All generalizations are wrong. Sadly, I've done debugging on soap interfaces when something has gone wrong, either a bug in a toolkit, or something jsut didn't feel right. Once you know how, it's easy. Learn soap, learn soap toolkits, and basic soap debugging, and it becomes portable. Sorry, this "illusion" and "bullshit" (from earlier) is subjective.
It's got error handling, a trace of the "raw" HTTP conversation and it gives you an instant data structure to examine. It's relatively easy to extend this to support conditional GETs and you're already on your way to preserving bandwidth / scaling.
That's nice you can dump the content of an XML feed, but now you need to execute an XML parser over it and examine the XML content. Also, you have to format the url. In a soap-esq ay, I would do something like
$pm->set_target("http://perlmonks.org") $pm->get_node(333) $pm->get_node(334) $pm->get_node(335)
We can argue the ins and outs of this ad infinitum but from my perspective, simple always wins.
Not arguing who's right, who loses and all that BS. This is computer engineering and software design. Only thing that wins in the end is what works. If you can use REST, great. Awesome. I know many people who use it successfully. I personally prefer SOAP simply because I don't have to worry about XML parsing, recreating an object model and the likes.

An annecdotal example: I had to work with salesforce.com, a CRM system once. I needed to pull a user's information, and sync it to a local user's records depending on the situation. I got their quickstart document, explaining the calls and the wsdl. Took the WSDL, generated the code and was up to the debugging point within minutes. The debugging points were things like calling their APIs in a certain order, which ones I should use for efficiency, and various other things like trying to divide by zero due to my own stupidity.

Another annecodal example: verisign uses rest. I grabbed their document and started writing code agaist their target url. I reconstructed an object model, by hand, that worked around the data being sent and retrieved. I implemented the communications by hand, parsed the responses by hand and sent out the request, by hand. I was up rather quickly after debugging all the code I wrote.

In the end, I ran into little troubles with either. w/ the SOAP implementatoin, I had LESS code to write and was faster to get working because of the standard. Now, I'm not trying to convince you to use SOAP over REST. Use whatever you wish, it's ok. But please, don't spread misinformation if it can be helped :)

Replies are listed 'Best First'.
Re^5: start over with SOAP in Perl?
by harryf (Beadle) on Sep 04, 2006 at 11:16 UTC

    OK - calmer / wiser today ;)

    "Many of the use cases were fantasy - something vendors where / are hoping to sell in the SOA orgy." examples? Im curious.
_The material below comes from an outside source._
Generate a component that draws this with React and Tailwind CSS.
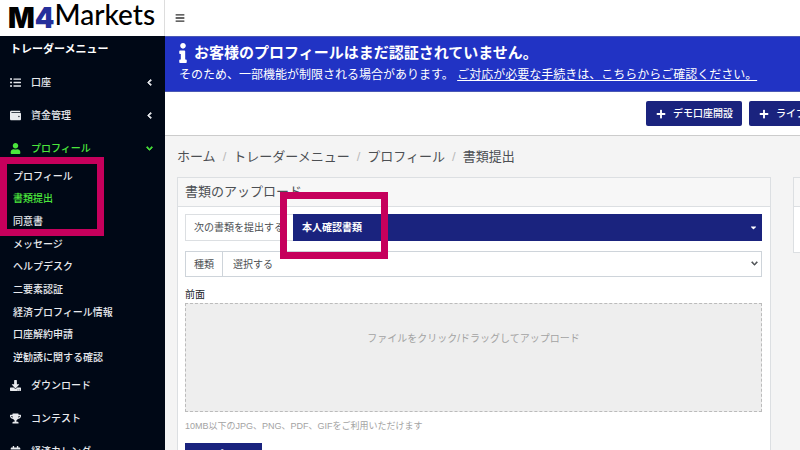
import React, { useState } from "react";
import {
  FaBars,
  FaCalendarAlt,
  FaCaretDown,
  FaChevronDown,
  FaChevronLeft,
  FaDownload,
  FaInfo,
  FaListUl,
  FaPlus,
  FaTrophy,
  FaUser,
  FaWallet,
} from "react-icons/fa";

const profileLinks = [
  "プロフィール",
  "書類提出",
  "同意書",
  "メッセージ",
  "ヘルプデスク",
  "二要素認証",
  "経済プロフィール情報",
  "口座解約申請",
  "逆勧誘に関する確認",
];

const breadcrumbs = ["ホーム", "トレーダーメニュー", "プロフィール", "書類提出"];

function Logo() {
  return (
    <a href="#" aria-label="M4Markets" className="flex h-9 shrink-0 items-center border-r border-[#ddd] bg-white pl-2">
      <span className="font-[Inter] text-[28px] font-black leading-7 text-black">M</span>
      <span className="font-[Inter] text-[28px] font-black leading-7 text-[#26309a]">4</span>
      <span className="self-start font-[Lato] text-[28px] leading-7 text-black">Markets</span>
    </a>
  );
}

function MenuItem({ icon: Icon, label, arrow: Arrow, active }) {
  return (
    <a
      href="#"
      className={`flex h-[33px] items-center pl-[10px] pr-3 ${active ? "text-[#4be63c]" : "text-[#e8eaee]"}`}
    >
      <Icon className="mr-[10px] size-[11px]" />
      <span className="flex-1">{label}</span>
      {Arrow && <Arrow className="size-[7px] stroke-current stroke-[60]" />}
    </a>
  );
}

function Sidebar() {
  return (
    <aside className="relative flex w-[165px] shrink-0 flex-col bg-[#000816] text-[10px] font-medium text-[#e8eaee]">
      <Logo />
      <h2 className="flex h-[30px] shrink-0 items-center pb-1 pl-[10px] text-[11px] font-bold text-white">
        トレーダーメニュー
      </h2>
      <nav>
        <MenuItem icon={FaListUl} label="口座" arrow={FaChevronLeft} />
        <MenuItem icon={FaWallet} label="資金管理" arrow={FaChevronLeft} />
        <MenuItem icon={FaUser} label="プロフィール" arrow={FaChevronDown} active />
        <ul className="grid h-51 grid-rows-9 pl-[13px]">
          {profileLinks.map((label) => (
            <li key={label} className="flex items-center">
              <a href="#" className={label === "書類提出" ? "text-[#4be63c]" : ""}>{label}</a>
            </li>
          ))}
        </ul>
        <MenuItem icon={FaDownload} label="ダウンロード" />
        <MenuItem icon={FaTrophy} label="コンテスト" />
        <MenuItem icon={FaCalendarAlt} label="経済カレンダー" />
      </nav>
      {/* highlight around the document links */}
      <div className="pointer-events-none absolute left-0 top-[157px] h-[79px] w-[104px] border-[7px] border-[#c6005c]" />
    </aside>
  );
}

function Banner() {
  return (
    <section className="h-14 border-y border-[#4a58b4] bg-[#2133c4] px-3 pt-1 text-white">
      <h1 className="flex items-center text-[15px] font-bold leading-6">
        <FaInfo className="mr-[5px] h-5 w-3" />
        お客様のプロフィールはまだ認証されていません。
      </h1>
      <p className="whitespace-nowrap pl-0.5 text-[12px] leading-5">
        そのため、一部機能が制限される場合があります。{" "}
        <a href="#" className="underline">ご対応が必要な手続きは、こちらからご確認ください。</a>
      </p>
    </section>
  );
}

function AccountButton({ children }) {
  return (
    <button
      type="button"
      className="flex h-[25px] items-center gap-[7px] rounded-xs bg-[#1a237e] pl-[10px] pr-[9px] text-[10px] font-medium text-white"
    >
      <FaPlus className="size-[10px]" />
      {children}
    </button>
  );
}

function UploadCard() {
  const [kind, setKind] = useState("選択する");

  return (
    <section className="min-w-0 flex-1 border border-[#dcdfe2] bg-white">
      <h2 className="h-[29px] border-b border-[#dcdfe2] bg-[#f7f7f7] px-[7px] text-[13px] leading-7">
        書類のアップロード
      </h2>
      <div className="pb-3 pl-[7px] pr-2 pt-[7px]">
        <div className="relative z-10 flex h-[27px]">
          <span
            id="doc-label"
            className="flex w-[108px] items-center overflow-hidden whitespace-nowrap border border-r-0 border-[#dcdfe2] pl-2 text-[10px]"
          >
            次の書類を提出する
          </span>
          <button
            type="button"
            aria-describedby="doc-label"
            className="flex flex-1 items-center justify-between bg-[#1a237e] pl-[9px] pr-1 text-[10px] font-bold text-white"
          >
            本人確認書類
            <FaCaretDown className="size-[9px]" />
          </button>
          {/* highlight around the selected document */}
          <div className="pointer-events-none absolute -top-[22px] left-[95px] h-[67px] w-[108px] border-[7px] border-[#c6005c]" />
        </div>

        <div className="relative mt-[10px] flex h-[26px] border border-[#ced4da] text-[10px]">
          <label htmlFor="kind" className="flex items-center border-r border-[#ced4da] px-2">種類</label>
          <select
            id="kind"
            value={kind}
            onChange={(e) => setKind(e.target.value)}
            className="flex-1 appearance-none bg-transparent pl-[10px] outline-none"
          >
            <option>選択する</option>
          </select>
          <FaChevronDown className="pointer-events-none absolute right-[3px] top-2 size-[7px] stroke-current stroke-[40]" />
        </div>

        <label htmlFor="front" className="mt-[10px] block text-[10px] leading-4 text-[#212529]">前面</label>
        <button
          id="front"
          type="button"
          className="block h-[109px] w-full border border-dashed border-[#bbb] bg-[#eee] pb-[38px] text-[10px] text-[#a3a3a3]"
        >
          ファイルをクリック/ドラッグしてアップロード
        </button>
        <p className="mt-[5px] text-[9px] leading-[18px] text-[#a3a3a3]">
          10MB以下のJPG、PNG、PDF、GIFをご利用いただけます
        </p>
        <button type="button" className="mt-2 block h-[26px] w-[77px] bg-[#1a237e] pb-1 text-[10px] font-medium text-white">
          アップロード
        </button>
      </div>
    </section>
  );
}

export default function App() {
  return (
    <div className="flex h-screen overflow-hidden bg-[#f4f4f4] font-['Liberation_Sans','Noto_Sans_CJK_JP',sans-serif] text-[#4c4f53]">
      <Sidebar />
      <main className="min-w-0 flex-1 overflow-hidden">
        <header className="flex h-9 items-center bg-white pl-[10px]">
          <button type="button" aria-label="メニュー" className="text-[#333]">
            <FaBars className="size-[10px]" />
          </button>
        </header>
        <Banner />
        {/* wider than the window, the right column runs off the screen */}
        <div className="w-[calc(100%+64px)]">
          <div className="flex h-11 items-center justify-end gap-[7px] border-b border-[#ccc] bg-white pr-[9px]">
            <AccountButton>デモ口座開設</AccountButton>
            <AccountButton>ライブ口座開設</AccountButton>
          </div>
          <nav className="flex h-[41px] items-center pl-3 text-[13px]">
            {breadcrumbs.map((name, i) => (
              <React.Fragment key={name}>
                {i > 0 && <span className="px-[7px] text-[#bbb]">/</span>}
                <a href="#">{name}</a>
              </React.Fragment>
            ))}
          </nav>
          <div className="flex items-start gap-[22px] pl-3 pr-[9px]">
            <UploadCard />
            <section className="h-[76px] w-[62px] border border-[#dcdfe2] bg-white">
              <div className="h-[29px] border-b border-[#dcdfe2] bg-[#f7f7f7]" />
            </section>
          </div>
        </div>
      </main>
    </div>
  );
}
    Correct to call me - that's gut feeling. What I'm getting at there is I feel many of these evolved as a result of people working on SOAP / WS-* forseeing problems / use cases which no one was already facing / doing in the real world i.e. there was no experience to be applied, lessons learnt in defining the specs. That's in contrast to REST / HTTP.

    "So what's the addressing scheme for? And how did we get to HTTP over SOAP?. Also document / literal style services aren't about calling remote APIs - what you describe is only a subset of SOAP - Encoded / RPC over HTTP." The endpoint url? It's not required. An engine will ask you for an endpoint, some place to deliver a message. I can route soap over smtp/e-mail and process it as an asynchronous queue. Document passing IS a form of rpc in that the receiving side looks at the message and decides what to do w/ it. the only difference between formal rpc and document passing, is in the nomenclature. In the end, you are sending a message, a message as a document or a message in a more common "function call like document" that warrants a response.

    Was attempting to justify my view that SOAP is protocol in the sense HTTP is a protocol and that SOAP re-invents a bunch of things that already exist. I also see the origins of SOAP (and XML-RPC) as having been fundamentally driven as a mechanism to exploit firewalls - that only port 80 is open, but that's me.

    All generalizations are wrong.

    Very much agreed - but that defeats the point of ranting ;)

    Once you know how, it's easy. Learn soap, learn soap toolkits, and basic soap debugging, and it becomes portable. Sorry, this "illusion" and "bullshit" (from earlier) is subjective.

    Agreed again but the learning curve is a problem. I've long since taking SOAP seriously as something I need to follow closely but last time I did, reached the point of being able to hand-code WSDL (pretty much required if you're publishing web services in dynamic languages) and regard myself as generally able, if required.

    My (few) first-hand experiences, doing company-to-company interfaces, suggest to me the average developer response to SOAP and web services is a preference to dealing purely in terms of APIs and a lack of interest in understanding what happens behind them (this thread could be a case in point as well). That translates into problem solving of the "it works / it doesn't work" kind - if there's, say, a failing HTTP proxy server between the two endpoints, locating the problem becomes very hard.

    More to the point, if responsiblity for SOAP interfaces becomes the job of sysadmins, what are the chances of their being able to isolate problems when the interface "stops working"? For a point-to-point SOAP interface, the answer might be "perhaps" although I'd expect weekend calls to the developers, but if you've got async SOAP messages passing over a number of intemediate systems, identifying why a message failed to reach it's final destination is likely to be a mammoth effort (guessing - no anecdotes). By contrast, figuring out where an email got lost is do-able.